The appointment of a Judge is effected by President of India from a list of names recommended by the ‘Collegiums’, a closed group of the Chief Justice of India and the most senior Judges of the Supreme Court for appointments to the Supreme Court, and they, together with the Chief Justice of a High Court and its senior most Judges, for appointments to that Court. The existing system of appointing Supreme Court Judges was attempted by the Modi government to be politicised by enacting ‘National Judicial Appointments Commission Act, 2014 and the Constitution Act (Ninety-Ninth Amendment) Act 2014’, but it was struck down by Constitutional Bench of Supreme Court on 16 October 2015 by 4:1 majority as unconstitutional.
The alarming aspect related to judiciary is the pendency of cases in various Courts of the country from Apex to the Lower Courts. There are various reasons attributed to the pendency in the courts but important of them are; The disposal of cases suffered as the process for appointment of Judges came to a stand still for almost a year, as to the tug of war over validity of NJAC. Due to approximately 43 per cent vacancies in High Courts of the country even the SC too has a vacancy of five Judges. There may be reason for backlog is a pile of false cases registered by interested parties to get a stay. As remarked by CJI, Bar was not very cooperative in disposing of cases. His remarks came during 150th Anniversary function of Allahabad High Court. Lord Halifax, Britain’s Secretary at the outbreak of Second World War says ‘If the Laws could speak for themselves, they would complain of the Lawyers in the first place’. The grave situation of pendency of cases was expected to be addressed in a visionary manner by PM of India Modi during ‘Annual Chief Ministers and Chief Justices Conference’ but his approach just by stating of reducing annual holidays of Judges to help reduce pendency was sharply reacted by Chief Justice of India by saying that “Do you mean we go to Manali (considered to be holiday home of PM) or some other hill station to enjoy ourselves”. Chief Justice of India launched a scathing attack on government inaction, squarely blaming the centre for stalling appointment of Judges to the High Courts. He also blamed the Centre of doing nothing to increase the number of Courts and Judges in the country, thus denying the poor man and under trial prisoners their due of Justice. The Chief Justice asked what the point of ‘Make in India’ was and inviting foreign investments when investors are increasingly doubtful about the timely delivery of justice. The words of CJI while inaugurating the new building of the Lucknow Bench of the High Court that “while noting that people’s aspiration for justice has increased”, he suggested hearing and finalisation of cases during the summer holidays. But here we find least concern of government and councils to decrease the pendency.
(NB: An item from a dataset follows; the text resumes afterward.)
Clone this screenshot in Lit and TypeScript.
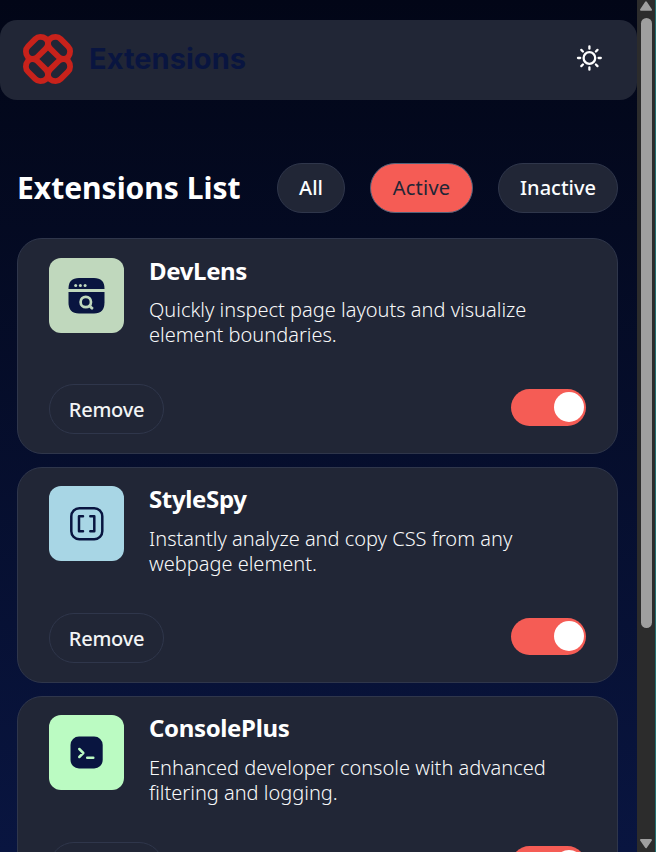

The mechanism of Lok Adalat to reduce pendency is a system of alternate dispute resolution developed n India by Legal Services Authorities Act, 1987. Lok Adalats an informal, alternate mechanism has been a phenomenal success in tackling pendency, especially in pre-litigation matters, settling fresh cases before they become full-blown disputes and enter the Courts. The move to reduce pendency, ‘Fast-Track Courts’, ‘Evening Courts/Morning Courts’ and concept of ‘Mobile Courts’ to bring justice at the doorstep are matters of great concern.